障がいを持っていると落ち込んでしまうこともあります。でも、ずっと引きこもったままではいられません。勇気を出して一歩踏み出すと、状況や自分を変えることができます。今、もし落ち込んでいる人がいるなら、少しずつでも良いから何かやってみること。新しいことを試してみてほしいです。
そして、ひとりで悩まないでほしいです。家族や友人、就労移行センターやオンラインでのコミュニティなどなんでも構わないので、誰かと関わって誰かとつながるべきだと思います。
社会とのつながりを感じる上で、私にとっては「会社」が大事な居場所でした。
家族でも友人でもない、チームメンバーや他部署の方々との関わりのおかげで自分が社会の一員だと感じられる。仕事ができている実感によって精神的な落ち着きも生まれます。
そして苦手なことに固執せず、自分の「得意」に目を向けて、得意をもっと伸ばしていくこともおすすめです。
私はオペレーション業務に強いんです。

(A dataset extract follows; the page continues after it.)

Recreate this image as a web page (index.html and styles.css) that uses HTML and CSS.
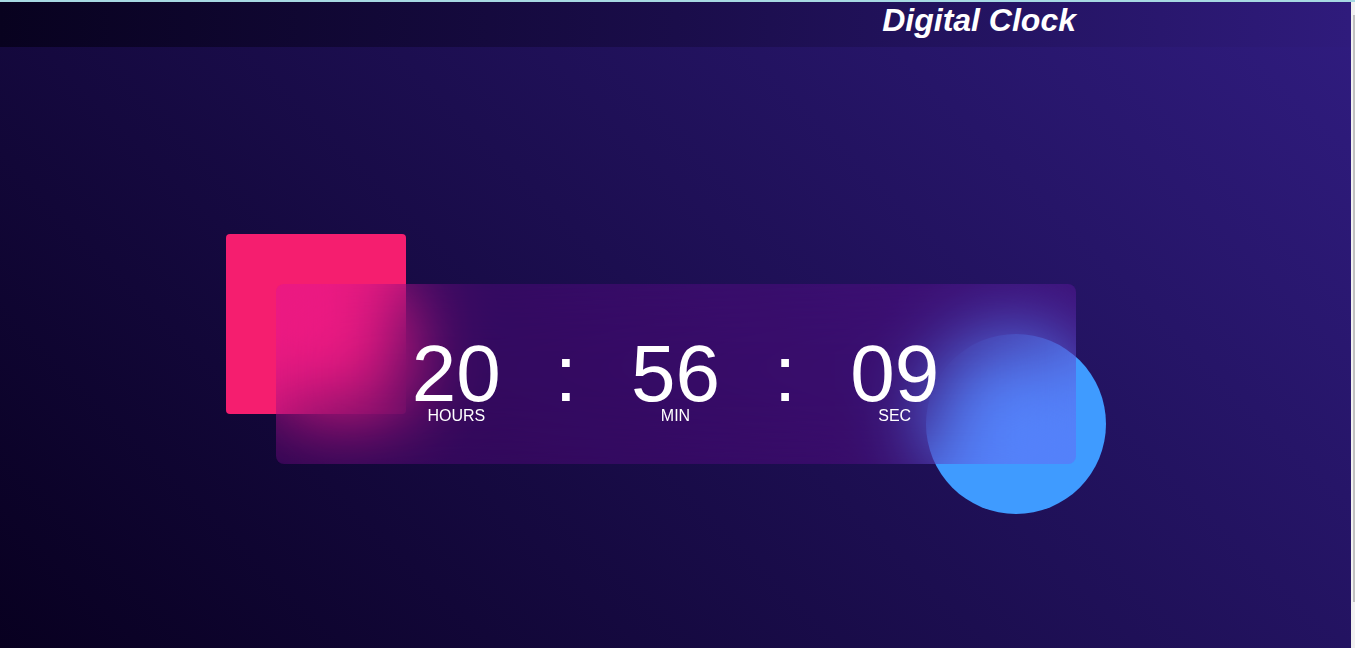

過去事例があることや、イレギュラーケースも含めてパターンが想定されていることを引き受けることが得意。一方、ルールやオペレーションを一から作り上げていくことは苦手です。入社当初はそんな苦手も克服するように目標を立てて取り組んでいました。
ところが何度チャレンジしても難しかったんです。苦手領域のチャレンジを続けることでマイナス面に意識がいってしまい、精神的につらくなることもありました。気分の浮き沈みに影響が出てしまったため、できないことに目を向けるのではなく、「できること」にフォーカスし、成功体験を積む方法に切り替えました。人は誰でも、向き・不向きがありますから。オペレーション業務においても、その効率性や正確性をあげることでさらに高みを目指すことだってできます。
障がいの有無に関わらず自分で自分を受け入れ、誰しもがお互いに認め合い、そして働き続けていきたいです。